Tú eres uno de esos mineros, si hasta ahora te has complacido cavando en la sombra, de hoy en adelante trabajarás en la boca de la mina, mirarás al cielo y al ver las nubes de colores te parecerá que despiertas de un penoso sueño, mirarás al fondo del abismo donde antes vivías satisfecho de tus tinieblas y te parecerá imposible el haber podido permanecer siglos y siglos en la honda sima de la imperfección. Harás comparaciones, cuanto más dolorosas más útiles para tu progreso, cuanto más brillantes para ti más fuertes, más poderosas, más enérgicas para enseñarte nuevos caminos y marcarte nuevos derroteros.

Esto y mucho más le ha dicho el Espíritu de la víctima a su matador y cuando éste deje la Tierra ella será la estrella polar que le guiará en su penosa peregrinación. ¡Quiere tanto la víctima a su matador! Que el amor de las madres de la Tierra es un débil destello comparado con el sol espléndido de esos amores espirituales que llenan de luz y de calor la existencia de los seres, objetos de tan indefinibles afecciones.
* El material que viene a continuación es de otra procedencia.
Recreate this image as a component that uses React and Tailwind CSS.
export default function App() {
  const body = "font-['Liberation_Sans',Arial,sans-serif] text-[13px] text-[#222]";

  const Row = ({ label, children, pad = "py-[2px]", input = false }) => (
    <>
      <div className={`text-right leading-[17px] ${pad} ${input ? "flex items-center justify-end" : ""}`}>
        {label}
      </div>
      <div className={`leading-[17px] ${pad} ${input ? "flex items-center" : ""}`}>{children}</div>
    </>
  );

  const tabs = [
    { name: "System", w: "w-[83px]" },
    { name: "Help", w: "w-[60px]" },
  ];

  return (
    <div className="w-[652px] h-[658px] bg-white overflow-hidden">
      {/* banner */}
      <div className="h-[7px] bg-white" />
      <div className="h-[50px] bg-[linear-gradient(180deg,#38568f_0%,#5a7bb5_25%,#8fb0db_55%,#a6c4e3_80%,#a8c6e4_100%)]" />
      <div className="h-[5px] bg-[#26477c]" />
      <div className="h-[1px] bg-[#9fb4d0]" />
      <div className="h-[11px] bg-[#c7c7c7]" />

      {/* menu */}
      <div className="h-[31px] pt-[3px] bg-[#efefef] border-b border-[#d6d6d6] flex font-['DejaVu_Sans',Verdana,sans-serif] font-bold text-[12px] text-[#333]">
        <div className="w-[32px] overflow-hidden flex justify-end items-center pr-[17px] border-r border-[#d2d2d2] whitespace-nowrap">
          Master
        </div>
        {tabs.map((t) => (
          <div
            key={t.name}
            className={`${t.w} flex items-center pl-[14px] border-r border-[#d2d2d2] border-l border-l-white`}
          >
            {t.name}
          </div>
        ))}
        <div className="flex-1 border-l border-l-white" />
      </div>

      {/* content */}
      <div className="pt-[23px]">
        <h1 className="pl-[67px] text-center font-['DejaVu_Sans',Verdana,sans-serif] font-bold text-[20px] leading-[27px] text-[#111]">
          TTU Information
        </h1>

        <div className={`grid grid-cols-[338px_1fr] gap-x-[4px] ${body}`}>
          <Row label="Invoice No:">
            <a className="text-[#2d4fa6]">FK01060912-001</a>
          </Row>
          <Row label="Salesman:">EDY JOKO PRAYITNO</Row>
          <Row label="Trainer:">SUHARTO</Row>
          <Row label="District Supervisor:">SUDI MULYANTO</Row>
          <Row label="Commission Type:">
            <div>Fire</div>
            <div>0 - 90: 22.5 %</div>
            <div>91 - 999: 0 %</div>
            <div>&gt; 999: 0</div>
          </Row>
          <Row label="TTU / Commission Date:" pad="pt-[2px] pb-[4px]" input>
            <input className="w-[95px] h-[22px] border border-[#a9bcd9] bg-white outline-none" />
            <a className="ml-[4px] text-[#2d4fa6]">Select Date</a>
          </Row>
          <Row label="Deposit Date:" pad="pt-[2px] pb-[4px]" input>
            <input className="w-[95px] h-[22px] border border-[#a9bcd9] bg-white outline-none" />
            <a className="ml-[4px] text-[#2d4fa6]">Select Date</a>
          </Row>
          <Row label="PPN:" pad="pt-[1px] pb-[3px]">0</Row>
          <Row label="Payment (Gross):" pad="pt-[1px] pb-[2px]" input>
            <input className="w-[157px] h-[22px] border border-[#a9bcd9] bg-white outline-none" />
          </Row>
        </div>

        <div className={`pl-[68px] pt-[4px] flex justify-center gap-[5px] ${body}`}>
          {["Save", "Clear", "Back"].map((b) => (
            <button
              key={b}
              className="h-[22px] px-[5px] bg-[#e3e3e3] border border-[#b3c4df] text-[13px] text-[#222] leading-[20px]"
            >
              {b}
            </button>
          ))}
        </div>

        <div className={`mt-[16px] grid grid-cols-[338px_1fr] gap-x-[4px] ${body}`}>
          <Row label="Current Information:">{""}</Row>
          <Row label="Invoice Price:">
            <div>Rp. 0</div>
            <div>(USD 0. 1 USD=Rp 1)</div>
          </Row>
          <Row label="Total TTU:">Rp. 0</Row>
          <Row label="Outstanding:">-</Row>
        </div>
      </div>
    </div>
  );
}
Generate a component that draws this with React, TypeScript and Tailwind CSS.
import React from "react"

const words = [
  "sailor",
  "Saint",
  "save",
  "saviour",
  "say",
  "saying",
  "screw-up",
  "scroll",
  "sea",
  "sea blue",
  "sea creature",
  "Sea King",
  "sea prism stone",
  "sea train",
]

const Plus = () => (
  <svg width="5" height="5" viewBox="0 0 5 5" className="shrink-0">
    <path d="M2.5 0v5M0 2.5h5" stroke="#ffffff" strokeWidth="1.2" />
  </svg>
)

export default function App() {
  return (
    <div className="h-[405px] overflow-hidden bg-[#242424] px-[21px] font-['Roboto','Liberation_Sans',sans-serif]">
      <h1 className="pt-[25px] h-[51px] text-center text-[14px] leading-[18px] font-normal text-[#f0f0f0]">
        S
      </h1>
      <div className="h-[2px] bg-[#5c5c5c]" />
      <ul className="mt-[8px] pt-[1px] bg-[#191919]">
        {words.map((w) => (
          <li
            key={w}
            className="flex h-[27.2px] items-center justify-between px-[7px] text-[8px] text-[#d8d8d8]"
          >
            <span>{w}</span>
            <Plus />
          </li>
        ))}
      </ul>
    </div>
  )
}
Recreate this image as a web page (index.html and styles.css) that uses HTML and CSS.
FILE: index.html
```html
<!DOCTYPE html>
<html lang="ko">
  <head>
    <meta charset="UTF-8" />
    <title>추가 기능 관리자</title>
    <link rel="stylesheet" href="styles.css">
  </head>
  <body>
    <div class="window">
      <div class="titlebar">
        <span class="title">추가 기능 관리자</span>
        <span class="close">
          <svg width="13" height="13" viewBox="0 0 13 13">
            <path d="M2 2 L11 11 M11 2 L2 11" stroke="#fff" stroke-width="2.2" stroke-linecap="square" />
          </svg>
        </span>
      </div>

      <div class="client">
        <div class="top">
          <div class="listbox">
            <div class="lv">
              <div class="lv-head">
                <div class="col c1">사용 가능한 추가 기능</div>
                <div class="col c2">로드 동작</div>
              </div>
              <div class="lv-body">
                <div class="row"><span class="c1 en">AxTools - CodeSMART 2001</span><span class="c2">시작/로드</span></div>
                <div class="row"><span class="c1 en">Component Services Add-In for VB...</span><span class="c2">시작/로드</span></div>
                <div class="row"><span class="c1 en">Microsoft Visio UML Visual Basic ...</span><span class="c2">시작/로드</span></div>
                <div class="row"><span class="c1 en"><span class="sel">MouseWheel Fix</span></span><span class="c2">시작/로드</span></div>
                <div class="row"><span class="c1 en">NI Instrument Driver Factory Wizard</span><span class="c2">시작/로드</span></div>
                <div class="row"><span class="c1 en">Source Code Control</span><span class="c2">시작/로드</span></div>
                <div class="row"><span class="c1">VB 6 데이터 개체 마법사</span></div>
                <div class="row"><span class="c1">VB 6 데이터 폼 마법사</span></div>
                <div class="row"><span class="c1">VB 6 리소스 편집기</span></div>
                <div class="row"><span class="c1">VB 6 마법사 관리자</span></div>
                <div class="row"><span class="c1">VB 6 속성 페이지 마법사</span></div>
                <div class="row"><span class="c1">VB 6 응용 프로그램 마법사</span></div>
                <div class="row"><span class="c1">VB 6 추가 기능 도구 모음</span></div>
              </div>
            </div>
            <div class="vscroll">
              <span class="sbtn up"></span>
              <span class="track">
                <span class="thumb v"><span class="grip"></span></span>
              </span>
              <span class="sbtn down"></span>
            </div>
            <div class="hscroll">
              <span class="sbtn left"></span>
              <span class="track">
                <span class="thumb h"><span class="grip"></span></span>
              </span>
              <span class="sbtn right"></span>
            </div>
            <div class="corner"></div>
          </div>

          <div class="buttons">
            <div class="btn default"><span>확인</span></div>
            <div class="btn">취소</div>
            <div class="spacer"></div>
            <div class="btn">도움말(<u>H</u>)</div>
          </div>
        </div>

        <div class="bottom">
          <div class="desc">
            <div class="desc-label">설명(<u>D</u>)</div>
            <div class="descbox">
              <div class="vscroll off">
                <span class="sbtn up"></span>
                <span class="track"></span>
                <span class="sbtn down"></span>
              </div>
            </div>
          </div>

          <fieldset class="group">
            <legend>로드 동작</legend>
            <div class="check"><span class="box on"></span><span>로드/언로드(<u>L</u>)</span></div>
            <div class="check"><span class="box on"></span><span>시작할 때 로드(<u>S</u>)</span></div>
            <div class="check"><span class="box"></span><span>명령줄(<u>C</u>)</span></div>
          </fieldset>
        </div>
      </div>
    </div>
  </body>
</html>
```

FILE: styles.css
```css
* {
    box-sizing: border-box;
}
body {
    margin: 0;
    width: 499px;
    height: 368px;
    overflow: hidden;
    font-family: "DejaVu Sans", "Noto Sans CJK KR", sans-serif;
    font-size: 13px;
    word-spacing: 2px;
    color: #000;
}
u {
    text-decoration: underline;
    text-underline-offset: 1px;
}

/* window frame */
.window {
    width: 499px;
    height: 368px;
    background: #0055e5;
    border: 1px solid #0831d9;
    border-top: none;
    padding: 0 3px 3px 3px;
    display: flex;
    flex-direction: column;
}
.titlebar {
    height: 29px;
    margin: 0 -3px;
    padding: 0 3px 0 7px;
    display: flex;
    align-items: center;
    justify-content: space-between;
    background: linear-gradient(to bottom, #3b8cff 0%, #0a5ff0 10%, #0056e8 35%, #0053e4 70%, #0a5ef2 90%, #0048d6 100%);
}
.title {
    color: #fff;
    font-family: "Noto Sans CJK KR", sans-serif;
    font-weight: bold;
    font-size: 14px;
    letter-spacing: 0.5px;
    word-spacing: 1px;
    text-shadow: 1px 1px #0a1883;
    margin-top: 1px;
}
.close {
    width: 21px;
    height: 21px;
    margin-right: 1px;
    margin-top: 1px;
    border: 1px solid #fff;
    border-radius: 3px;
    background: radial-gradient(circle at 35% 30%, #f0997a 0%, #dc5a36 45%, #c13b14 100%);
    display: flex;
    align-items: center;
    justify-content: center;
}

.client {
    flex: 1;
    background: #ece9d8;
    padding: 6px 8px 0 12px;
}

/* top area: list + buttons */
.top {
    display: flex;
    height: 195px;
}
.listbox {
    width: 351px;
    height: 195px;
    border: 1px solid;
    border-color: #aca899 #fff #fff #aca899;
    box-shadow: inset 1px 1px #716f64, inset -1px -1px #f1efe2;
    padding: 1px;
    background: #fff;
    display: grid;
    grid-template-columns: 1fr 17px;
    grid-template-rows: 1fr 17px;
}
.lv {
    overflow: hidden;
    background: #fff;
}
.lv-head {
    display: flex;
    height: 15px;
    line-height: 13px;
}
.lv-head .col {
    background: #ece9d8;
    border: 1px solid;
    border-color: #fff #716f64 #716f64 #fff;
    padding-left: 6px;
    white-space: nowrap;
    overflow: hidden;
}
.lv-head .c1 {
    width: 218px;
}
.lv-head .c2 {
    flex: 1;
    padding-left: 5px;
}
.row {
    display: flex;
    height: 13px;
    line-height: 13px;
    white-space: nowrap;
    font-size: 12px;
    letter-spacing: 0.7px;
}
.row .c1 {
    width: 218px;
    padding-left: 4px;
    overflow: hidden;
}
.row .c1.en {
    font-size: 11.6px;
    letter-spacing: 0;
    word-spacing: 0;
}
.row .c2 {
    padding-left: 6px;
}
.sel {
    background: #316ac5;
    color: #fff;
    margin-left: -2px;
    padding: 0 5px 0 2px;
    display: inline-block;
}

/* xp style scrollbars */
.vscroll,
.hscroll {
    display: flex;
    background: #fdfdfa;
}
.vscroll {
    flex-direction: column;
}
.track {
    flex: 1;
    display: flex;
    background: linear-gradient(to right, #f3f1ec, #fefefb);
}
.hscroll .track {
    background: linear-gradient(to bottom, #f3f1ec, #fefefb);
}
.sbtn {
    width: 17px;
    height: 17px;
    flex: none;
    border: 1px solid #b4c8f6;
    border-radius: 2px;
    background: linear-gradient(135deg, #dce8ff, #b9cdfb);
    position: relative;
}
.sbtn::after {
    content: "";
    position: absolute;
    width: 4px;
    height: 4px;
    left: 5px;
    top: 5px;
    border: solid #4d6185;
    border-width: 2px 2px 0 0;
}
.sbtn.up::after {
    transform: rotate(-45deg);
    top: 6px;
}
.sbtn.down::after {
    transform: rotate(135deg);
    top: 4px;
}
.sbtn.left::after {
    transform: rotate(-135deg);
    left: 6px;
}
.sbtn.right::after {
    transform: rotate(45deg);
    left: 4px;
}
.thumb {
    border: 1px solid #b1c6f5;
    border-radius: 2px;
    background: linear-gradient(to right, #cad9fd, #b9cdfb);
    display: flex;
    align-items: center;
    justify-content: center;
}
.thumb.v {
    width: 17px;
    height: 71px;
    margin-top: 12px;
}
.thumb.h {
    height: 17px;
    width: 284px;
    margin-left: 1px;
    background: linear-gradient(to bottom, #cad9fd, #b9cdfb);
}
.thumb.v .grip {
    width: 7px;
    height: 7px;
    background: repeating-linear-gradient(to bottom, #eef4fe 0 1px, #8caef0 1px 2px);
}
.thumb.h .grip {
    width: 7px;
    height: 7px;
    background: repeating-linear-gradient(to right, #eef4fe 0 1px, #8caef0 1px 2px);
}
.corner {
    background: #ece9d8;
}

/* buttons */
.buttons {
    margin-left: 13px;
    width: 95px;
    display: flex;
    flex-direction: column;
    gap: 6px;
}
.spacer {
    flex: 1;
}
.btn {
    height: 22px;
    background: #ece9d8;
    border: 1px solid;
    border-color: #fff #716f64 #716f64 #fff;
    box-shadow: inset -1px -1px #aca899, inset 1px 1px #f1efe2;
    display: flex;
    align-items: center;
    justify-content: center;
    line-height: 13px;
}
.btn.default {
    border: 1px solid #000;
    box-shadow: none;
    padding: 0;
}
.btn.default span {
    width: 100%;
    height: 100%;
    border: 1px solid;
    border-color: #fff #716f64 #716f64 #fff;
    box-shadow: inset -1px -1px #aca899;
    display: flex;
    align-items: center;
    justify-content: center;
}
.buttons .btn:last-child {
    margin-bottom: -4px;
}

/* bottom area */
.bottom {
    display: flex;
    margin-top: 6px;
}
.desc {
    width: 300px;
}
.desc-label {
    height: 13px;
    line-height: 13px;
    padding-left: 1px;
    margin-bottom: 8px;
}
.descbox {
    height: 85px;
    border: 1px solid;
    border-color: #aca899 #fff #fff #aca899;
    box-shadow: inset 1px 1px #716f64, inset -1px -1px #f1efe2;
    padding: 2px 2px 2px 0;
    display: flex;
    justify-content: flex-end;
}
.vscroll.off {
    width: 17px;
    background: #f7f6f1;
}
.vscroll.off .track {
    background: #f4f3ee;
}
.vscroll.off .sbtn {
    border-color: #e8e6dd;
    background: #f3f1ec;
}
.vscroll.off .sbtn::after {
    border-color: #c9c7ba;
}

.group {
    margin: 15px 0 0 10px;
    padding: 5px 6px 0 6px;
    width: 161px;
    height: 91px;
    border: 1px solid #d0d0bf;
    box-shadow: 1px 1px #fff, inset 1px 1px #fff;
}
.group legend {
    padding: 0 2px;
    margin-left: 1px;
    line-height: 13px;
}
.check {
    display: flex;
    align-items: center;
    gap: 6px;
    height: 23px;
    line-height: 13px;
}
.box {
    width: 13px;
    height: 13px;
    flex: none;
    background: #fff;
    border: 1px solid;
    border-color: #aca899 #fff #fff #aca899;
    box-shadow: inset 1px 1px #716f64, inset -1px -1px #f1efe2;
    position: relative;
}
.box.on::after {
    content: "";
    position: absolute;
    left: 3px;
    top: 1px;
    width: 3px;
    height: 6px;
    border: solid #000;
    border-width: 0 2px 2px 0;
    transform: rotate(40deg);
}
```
Ya sabéis el por qué de ese suceso tan doloroso que os llenó de estupor y de espanto; fue la consecuencia de la impremeditación de un Espíritu, el punto final de una serie de horribles desaciertos, el epílogo de una historia de lágrimas.

El Espíritu del matador volverá a la Tierra y será en sus primeras existencias uno de esos seres tímidos que no tendrá resolución para llevar a cabo ninguno de los actos de su vida, sin antes pedir consejo a cuantos le rodeen y sin madurar todos sus planes, con muchas horas de profunda reflexión. Adiós.

¡Cuánta enseñanza se desprende de lo que me ha dictado el Espíritu!

Gracias te doy, amigo invisible, por haber satisfecho mi deseo, que no es otro que aprender y enseñar.